Haselnußplätzchen (Hazelnut cookies)
- 250 g sugar (250 g is about 1 cup, or half a pound)
- 250 g butter
- 250 g ground hazelnuts (filberts)
- 250 g all purpose flour
- 1 egg
- 1/2 cup apricot or raspberry jam
In a mixing bowl, mix together butter and sugar. Add the egg. Then add the
hazelnut meal and the flour. Knead it into a compact dough, then let it cool in
the fridge for 1-2 hours. If the dough isn't cold enough when you cut out the
cookies, they end up melting in the oven, and that's no fun! (Can you tell I've
done that?) So make sure that the dough is nice and cold before you start
rolling it out on your counter.
Cut bite-size round shapes with a cookie cutter. Bake them for 15 minutes at 175
- 195 degrees Celsius (that's 350 - 385 degrees Fahrenheit). They should be dark
brown. The darker they are, the stronger the nutty flavor, but there's a fine
line between dark and burned. Let them cool off on a cooling rack.

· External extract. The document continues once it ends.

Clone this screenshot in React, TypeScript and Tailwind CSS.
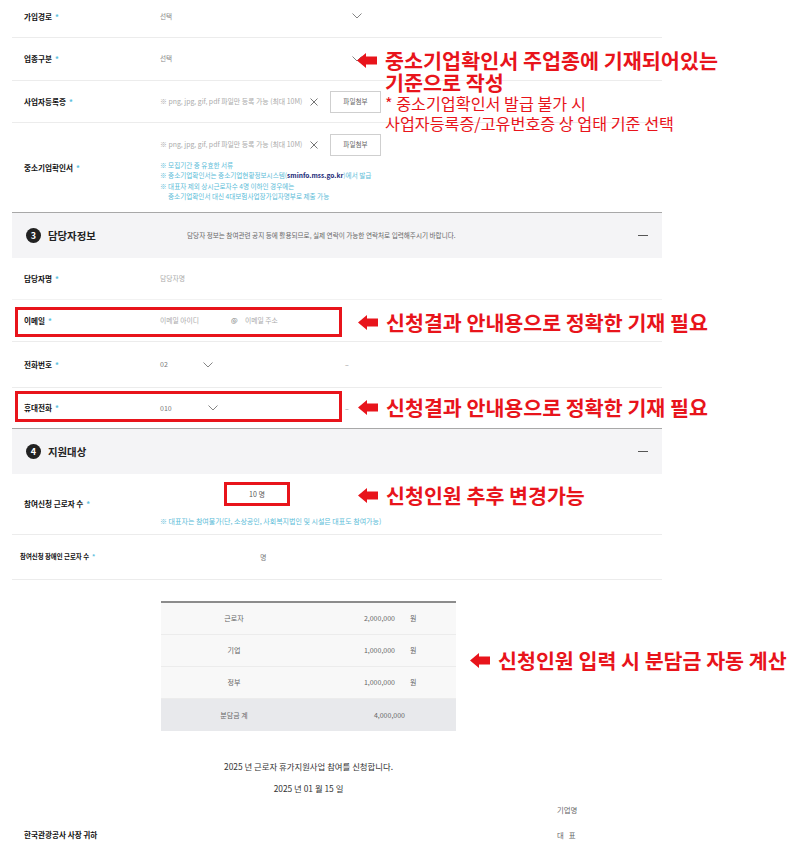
import React from 'react'

const FONT = "font-['Noto_Sans_CJK_KR','Noto_Sans',sans-serif]"

function Arrow() {
  return (
    <svg width="20" height="15" viewBox="0 0 20 15" className="shrink-0">
      <polygon points="0,7.5 9,0 9,3.6 20,3.6 20,11.4 9,11.4 9,15" fill="#e8141b" />
    </svg>
  )
}

function Chevron() {
  return (
    <svg width="10" height="6" viewBox="0 0 10 6" className="shrink-0">
      <polyline points="0.5,0.5 5,5 9.5,0.5" fill="none" stroke="#777" strokeWidth="0.9" />
    </svg>
  )
}

function XIcon() {
  return (
    <svg width="8" height="8" viewBox="0 0 8 8" className="shrink-0">
      <path d="M0.5 0.5 L7.5 7.5 M7.5 0.5 L0.5 7.5" stroke="#666" strokeWidth="0.9" />
    </svg>
  )
}

function Label({ children, small }: { children: React.ReactNode; small?: boolean }) {
  return (
    <div className={small ? 'w-[148px] pl-2 text-[6.4px] font-bold text-[#111]' : 'w-[148px] pl-3 text-[7.6px] font-bold text-[#111]'}>
      {children}
      <span className="ml-[3px] text-[#5bc0de]">*</span>
    </div>
  )
}

function FileField() {
  return (
    <div className="flex items-center">
      <span className="w-[143px] text-[6.9px] text-[#aaa] whitespace-nowrap">※ png, jpg, gif, pdf 파일만 등록 가능 (최대 10M)</span>
      <span className="ml-[7px]"><XIcon /></span>
      <div className="ml-[12px] w-[51px] h-[22px] border border-[#cfcfcf] flex items-center justify-center text-[6.6px] text-[#666]">
        파일첨부
      </div>
    </div>
  )
}

function SectionHeader({ num, title, notice }: { num: string; title: string; notice?: string }) {
  return (
    <div className="flex items-center bg-[#f4f4f6] border-t border-[#a8a8a8] px-[14px] h-[46px]">
      <div className="w-[15px] h-[15px] rounded-full bg-[#222] text-white text-[9px] font-bold flex items-center justify-center leading-none">
        {num}
      </div>
      <div className="ml-[7px] text-[10.4px] font-bold text-[#222] w-[52px] whitespace-nowrap">{title}</div>
      {notice && <div className="ml-[87px] text-[6.6px] text-[#666] whitespace-nowrap">{notice}</div>}
      <div className="ml-auto w-[10px] h-px bg-[#555]" />
    </div>
  )
}

export default function App() {
  const tableRows = [
    { label: '근로자', value: '2,000,000' },
    { label: '기업', value: '1,000,000' },
    { label: '정부', value: '1,000,000' },
  ]

  return (
    <div className={`relative w-[802px] h-[844px] overflow-hidden bg-white ${FONT}`}>
      <div className="ml-[12px] w-[650px]">
        {/* 가입경로 */}
        <div className="flex items-center h-[38px] pb-[4px] border-b border-[#ececec]">
          <Label>가입경로</Label>
          <div className="flex items-center justify-between w-[202px] text-[6.6px] text-[#888]">
            <span>선택</span>
            <Chevron />
          </div>
        </div>
        {/* 업종구분 */}
        <div className="flex items-center h-[43px] border-b border-[#ececec]">
          <Label>업종구분</Label>
          <div className="flex items-center justify-between w-[202px] text-[6.6px] text-[#888]">
            <span>선택</span>
            <Chevron />
          </div>
        </div>
        {/* 사업자등록증 */}
        <div className="flex items-center h-[42px] border-b border-[#ececec]">
          <Label>사업자등록증</Label>
          <FileField />
        </div>
        {/* 중소기업확인서 */}
        <div className="flex items-center h-[89px]">
          <Label>중소기업확인서</Label>
          <div className="flex flex-col">
            <FileField />
            <div className="mt-[4px] text-[6.6px] leading-[10.5px] text-[#5bbcd8] whitespace-nowrap">
              <div>※ 모집기간 중 유효한 서류</div>
              <div>
                ※ 중소기업확인서는 중소기업현황정보시스템(<span className="text-[#1b2a78] font-bold">sminfo.mss.go.kr</span>)에서 발급
              </div>
              <div>※ 대표자 제외 상시근로자수 4명 이하인 경우에는</div>
              <div className="pl-[8px]">중소기업확인서 대신 4대보험사업장가입자명부로 제출 가능</div>
            </div>
          </div>
        </div>

        <SectionHeader
          num="3"
          title="담당자정보"
          notice="담당자 정보는 참여관련 공지 등에 활용되므로, 실제 연락이 가능한 연락처로 입력해주시기 바랍니다."
        />

        {/* 담당자명 */}
        <div className="flex items-center h-[42px] border-b border-[#f2f2f2]">
          <Label>담당자명</Label>
          <span className="text-[6.8px] text-[#aaa]">담당자명</span>
        </div>
        {/* 이메일 */}
        <div className="flex items-center h-[42px] border-b border-[#ececec]">
          <Label>이메일</Label>
          <span className="w-[71px] text-[6.8px] text-[#aaa]">이메일 아이디</span>
          <span className="w-[14px] text-[7px] text-[#777]">@</span>
          <span className="text-[6.8px] text-[#aaa]">이메일 주소</span>
        </div>
        {/* 전화번호 */}
        <div className="flex items-center h-[46px] border-b border-[#ececec]">
          <Label>전화번호</Label>
          <span className="w-[43px] text-[7px] text-[#777]">02</span>
          <Chevron />
          <span className="ml-[132px] text-[7px] text-[#888]">–</span>
        </div>
        {/* 휴대전화 */}
        <div className="flex items-center h-[40px]">
          <Label>휴대전화</Label>
          <span className="w-[48px] text-[7px] text-[#777]">010</span>
          <Chevron />
          <span className="ml-[127px] text-[7px] text-[#888]">–</span>
        </div>

        <SectionHeader num="4" title="지원대상" />

        {/* 참여신청 근로자 수 */}
        <div className="flex items-center h-[61px] border-b border-[#ececec]">
          <Label>참여신청 근로자 수</Label>
          <div className="flex flex-col">
            <div className="ml-[64px] w-[66px] h-[24px] flex items-center justify-center text-[7px] text-[#555]">
              10 명
            </div>
            <div className="mt-[9px] text-[7px] leading-[10px] text-[#5bbcd8] whitespace-nowrap">
              ※ 대표자는 참여불가(단, 소상공인, 사회복지법인 및 시설은 대표도 참여가능)
            </div>
          </div>
        </div>
        {/* 참여신청 장애인 근로자 수 */}
        <div className="flex items-center h-[45px] border-b border-[#ececec]">
          <Label small>참여신청 장애인 근로자 수</Label>
          <span className="ml-[100px] text-[7px] text-[#777]">명</span>
        </div>

        {/* 분담금 표 */}
        <div className="mt-[21px] ml-[149px] w-[295px] border-t-[2px] border-[#8c8c8c] text-[7px] text-[#666]">
          {tableRows.map(r => (
            <div key={r.label} className="flex items-center h-[32px] bg-[#f8f8f8] border-b border-[#ececec]">
              <div className="w-[146px] text-center">{r.label}</div>
              <div className="w-[88px] text-right">{r.value}</div>
              <div className="ml-[15px]">원</div>
            </div>
          ))}
          <div className="flex items-center h-[32px] bg-[#e8e9ec]">
            <div className="w-[146px] text-center">분담금 계</div>
            <div className="w-[98px] text-right">4,000,000</div>
          </div>
        </div>

        {/* 신청 문구 */}
        <div className="mt-[29px] ml-[149px] w-[295px] text-center text-[8.4px] leading-[12px] text-[#333]">
          2025 년 근로자 휴가지원사업 참여를 신청합니다.
        </div>
        <div className="mt-[10px] ml-[149px] w-[295px] text-center text-[8.4px] leading-[12px] text-[#333]">
          2025 년 01 월 15 일
        </div>
        <div className="mt-[10px] pl-[545px] text-[7.4px] leading-[12px] text-[#666]">기업명</div>
        <div className="mt-[13px] flex items-center leading-[12px]">
          <div className="w-[545px] pl-3 text-[7.6px] font-bold text-[#111]">한국관광공사 사장 귀하</div>
          <div className="text-[7.4px] text-[#666]">대&nbsp;&nbsp;&nbsp;표</div>
        </div>
      </div>

      {/* 강조 박스 */}
      <div className="absolute left-[15px] top-[307px] w-[327px] h-[30px] border-[3px] border-[#e8141b]" />
      <div className="absolute left-[15px] top-[391px] w-[327px] h-[31px] border-[3px] border-[#e8141b]" />
      <div className="absolute left-[224px] top-[482px] w-[66px] h-[24px] border-[3px] border-[#e8141b]" />

      {/* 안내 주석 */}
      <div className="absolute left-[357px] top-[49px] flex items-start text-[#e8141b]">
        <div className="mt-[4px]"><Arrow /></div>
        <div className="ml-[8px] whitespace-nowrap">
          <div className="text-[20.7px] font-bold leading-[22px]">
            중소기업확인서 주업종에 기재되어있는
            <br />
            기준으로 작성
          </div>
          <div className="text-[16.2px] leading-[20px]">
            * 중소기업확인서 발급 불가 시
            <br />
            사업자등록증/고유번호증 상 업태 기준 선택
          </div>
        </div>
      </div>

      <div className="absolute left-[358px] top-[310px] h-[24px] flex items-center gap-[8px] text-[#e8141b] text-[20.6px] font-bold whitespace-nowrap">
        <Arrow />
        <span>신청결과 안내용으로 정확한 기재 필요</span>
      </div>
      <div className="absolute left-[358px] top-[395px] h-[24px] flex items-center gap-[8px] text-[#e8141b] text-[20.6px] font-bold whitespace-nowrap">
        <Arrow />
        <span>신청결과 안내용으로 정확한 기재 필요</span>
      </div>
      <div className="absolute left-[358px] top-[483px] h-[24px] flex items-center gap-[8px] text-[#e8141b] text-[20.6px] font-bold whitespace-nowrap">
        <Arrow />
        <span>신청인원 추후 변경가능</span>
      </div>
      <div className="absolute left-[470px] top-[648px] h-[24px] flex items-center gap-[8px] text-[#e8141b] text-[20.6px] font-bold whitespace-nowrap">
        <Arrow />
        <span>신청인원 입력 시 분담금 자동 계산</span>
      </div>
    </div>
  )
}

Optional: dip one side of each cookie in a plate of sugar while they're still
hot. The sugar will stick to the "outside" of the cookie.
Once they're cooled off, spread a layer of jam on half of the cookies and stick
the other half on to make a little sandwich.
A little cultural side-story: In Germany, we use a lot of hazelnuts and almonds
in our baking. They're as common as peanuts are in the U.S. In fact, I remember
how at one of the first Christmas parties I attended in South Carolina, I
reached for a chocolate-covered cookie that looked enticing. What a shock to my
senses to discover upon my first bite that it had a peanut butter filling! I do
like peanuts, but I had never connected Christmas with peanuts before and it
might take me another twenty years to make that connection. :)
If you're not into baking, you can get some of the German
Christmas cookies online or at specialty stores. Trader Joe's carries my
favorite kind, Lebkuchen, which is a type of ginger cookie covered with
chocolate or sugar glaze. Here are a few pictures for your cookie orientation,
and a few places to get them!
German Deli
German Foods
My Mom always made sure that all the cookies were ready by
December 6th, which is "Nikolaustag" or St. Nicholas Day. Typically to celebrate
this, on the evening of December 5th children set their shoes outside the window
or by the door. If they have been good, Nikolaus stops by to fill their shoes
with nuts, oranges and little presents. I don't need to tell you that I was
always very excited on Nikolaustag!
Hopefully, you've been a good girl or boy this year and can
expect some treats in your shoes on the morning of the 6th of December!